Rowley’s men diddle while women get burned!


Screen Shot 2018-02-26 at 05.25.22On 8 March, the world will celebrate International Women’s Day (IWD). Here in Trinidad and Tobago, some will clink glasses, others will engage in “big” talk at cocktail parties while others will analyse gender issues to death in panel discussions, talk shops, talk shows and seminars.  A minority will take positive action to bring women’s issues to the attention of the wider public.

For Jane and Lalita T&T, the reality is that issues affecting women are relegated to the back back-burner and very little heat will be generated under the issue of sexual harassment in the workplace in particular. What that means in effect is that women will continue to suffer in silence unless and until there is a process in place to treat with claims of sexual harassment in the workplace.

Think of our public sector and State enterprises, where women are increasingly making their presence felt. Think of our education sector, where women appear already to be in the majority. Global statistics indicate that one in every four women is sexually harassed. In the absence of sexual harassment policies, some 25 percent of our most successful women will be sexually harassed and they will have no process through which to seek redress.

Lustful, lecherous, dirty old men—and young ones as well!—lurk in offices and classrooms and boardrooms literally waiting to get their hands on near helpless women, confident in the knowledge that they are likely to get away unscathed. They know that, in the absence of legislation, the wronged women have little real recourse but to suffer in silence.

As part of the observance of International Anti-Corruption Day in 2017, Prime Minister Keith Rowley was presented with a petition which asked him to implement a Sexual Harassment Policy across all ministries and State enterprises. The authors suggested that an appropriate gift to the women of our nation would be the implementation of a National Sexual Harassment Policy covering all sectors of public life as a precursor to the passage of legislation. To date, there has been no response received by the signatories to that petition!

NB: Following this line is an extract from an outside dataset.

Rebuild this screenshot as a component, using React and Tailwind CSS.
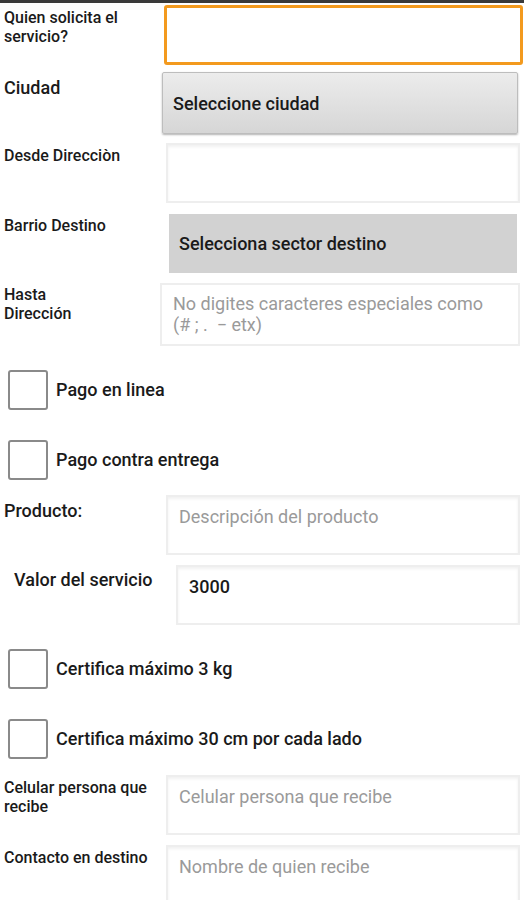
import React from 'react';

function Field({ label, labelClass = '', boxClass, children }) {
    return (
        <div className="flex">
            <div className={`shrink-0 text-[#1a1a1a] font-medium ${labelClass}`}>{label}</div>
            <div className={boxClass}>{children}</div>
        </div>
    );
}

function Check({ label, className = '' }) {
    return (
        <div className={`flex items-center ${className}`}>
            <div className="ml-[8px] h-[40px] w-[40px] rounded-[3px] border-2 border-[#8a8a8a] bg-white" />
            <span className="ml-[8px] text-[18px] leading-[22px] font-medium text-[#1a1a1a]">{label}</span>
        </div>
    );
}

export default function App() {
    const inputBox = 'h-[60px] border-2 border-[#eeeeee] bg-white shadow-[inset_0_2px_3px_rgba(0,0,0,0.06)]';
    const placeholder = 'text-[18px] leading-[22px] text-[#9a9a9a]';
    const small = 'text-[16px] leading-[19px]';
    const big = 'text-[18px] leading-[22px]';

    return (
        <div className="min-h-[900px] w-[524px] bg-white font-['Roboto','Liberation_Sans',sans-serif]">
            <div className="h-[3px] bg-[#3a3a3a]" />

            <Field
                label={<>Quien solicita el<br />servicio?</>}
                labelClass={`w-[164px] pl-[4px] pt-[5px] ${small}`}
                boxClass="mt-[2px] h-[60px] w-[359px] rounded-[3px] border-[3px] border-[#f39a1e] bg-white"
            />

            <Field
                label="Ciudad"
                labelClass={`w-[162px] pl-[4px] pt-[12px] ${big}`}
                boxClass="mt-[7px] flex h-[62px] w-[356px] items-center rounded-[2px] border border-[#bdbdbd] bg-gradient-to-b from-[#ececec] to-[#d6d6d6] pl-[10px] text-[18px] font-medium text-[#1a1a1a] shadow-[0_1px_2px_rgba(0,0,0,0.3)]"
            >
                Seleccione ciudad
            </Field>

            <Field
                label="Desde Direcciòn"
                labelClass={`w-[166px] pl-[4px] pt-[12px] ${small}`}
                boxClass={`mt-[9px] w-[354px] ${inputBox}`}
            />

            <Field
                label="Barrio Destino"
                labelClass={`w-[169px] pl-[4px] pt-[13px] ${small}`}
                boxClass="mt-[11px] flex h-[59px] w-[348px] items-center bg-[#d2d2d2] pl-[10px] text-[18px] font-medium text-[#1a1a1a]"
            >
                Selecciona sector destino
            </Field>

            <Field
                label={<>Hasta<br />Dirección</>}
                labelClass={`w-[160px] pl-[4px] pt-[12px] ${small}`}
                boxClass="mt-[10px] h-[63px] w-[360px] border-2 border-[#eeeeee] bg-white pl-[11px] pt-[8px] text-[18px] leading-[21px] text-[#9a9a9a]"
            >
                No digites caracteres especiales como<br />(# ; .&nbsp; − etx)
            </Field>

            <Check label="Pago en linea" className="mt-[24px]" />
            <Check label="Pago contra entrega" className="mt-[30px]" />

            <Field
                label="Producto:"
                labelClass={`w-[166px] pl-[4px] pt-[20px] ${big}`}
                boxClass={`mt-[15px] w-[354px] pl-[11px] pt-[9px] ${inputBox} ${placeholder}`}
            >
                Descripción del producto
            </Field>

            <Field
                label="Valor del servicio"
                labelClass={`w-[176px] pl-[14px] pt-[14px] ${big}`}
                boxClass={`mt-[10px] w-[344px] pl-[11px] pt-[9px] text-[18px] leading-[22px] font-medium text-[#1a1a1a] ${inputBox}`}
            >
                3000
            </Field>

            <Check label="Certifica máximo 3 kg" className="mt-[24px]" />
            <Check label="Certifica máximo 30 cm por cada lado" className="mt-[30px]" />

            <Field
                label={<>Celular persona que<br />recibe</>}
                labelClass={`w-[166px] pl-[4px] pt-[19px] ${small}`}
                boxClass={`mt-[16px] w-[354px] pl-[11px] pt-[9px] ${inputBox} ${placeholder}`}
            >
                Celular persona que recibe
            </Field>

            <Field
                label="Contacto en destino"
                labelClass={`w-[166px] pl-[4px] pt-[13px] ${small}`}
                boxClass={`mt-[10px] w-[354px] pl-[11px] pt-[9px] ${inputBox} ${placeholder}`}
            >
                Nombre de quien recibe
            </Field>
        </div>
    );
}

Given the resounding silence on the matter, it seems fair to conclude that the government has weighed its options and arrived at the view that Sexual Harassment Policy implementation need not be made a priority at this time. And so it is that this 8 March will be celebrated as International Women’s Day for yet another year and the women in Trinidad and Tobago will still be without a legal voice to be raised against the now ubiquitous perpetrators of sexual harassment.

If any more evidence were needed as to the GORTT’s real stance in this matter, consider the fact that TT$3.5m has already been spent to defend one Government-appointed chairman against Sexual Harassment charges. Does one really need any clearer signal that protecting women is not as important as protecting the men who make their lives hell?

Trinidad and Tobago is in the mid-term of its three-year representation on the UN-Women Executive Board. What, I wonder, will we have accomplished at home by the time our term comes to an end and we have to demit office in late 2019?

I am not optimistic. Truth be told, I’d prefer not to be pessimistic and to believe that any negative predictions are nothing but premature—Rome, after all, was not built in a day.

Somewhere in the back of my mind, however, is playing the persistent thought that, even if 8 March, 2018 is more than a week away and the end of our term a year and a half away, the only thing PM Rowley has in common with Rome’s Romulus and Remus is the capital R!

Not condemning, just commenting.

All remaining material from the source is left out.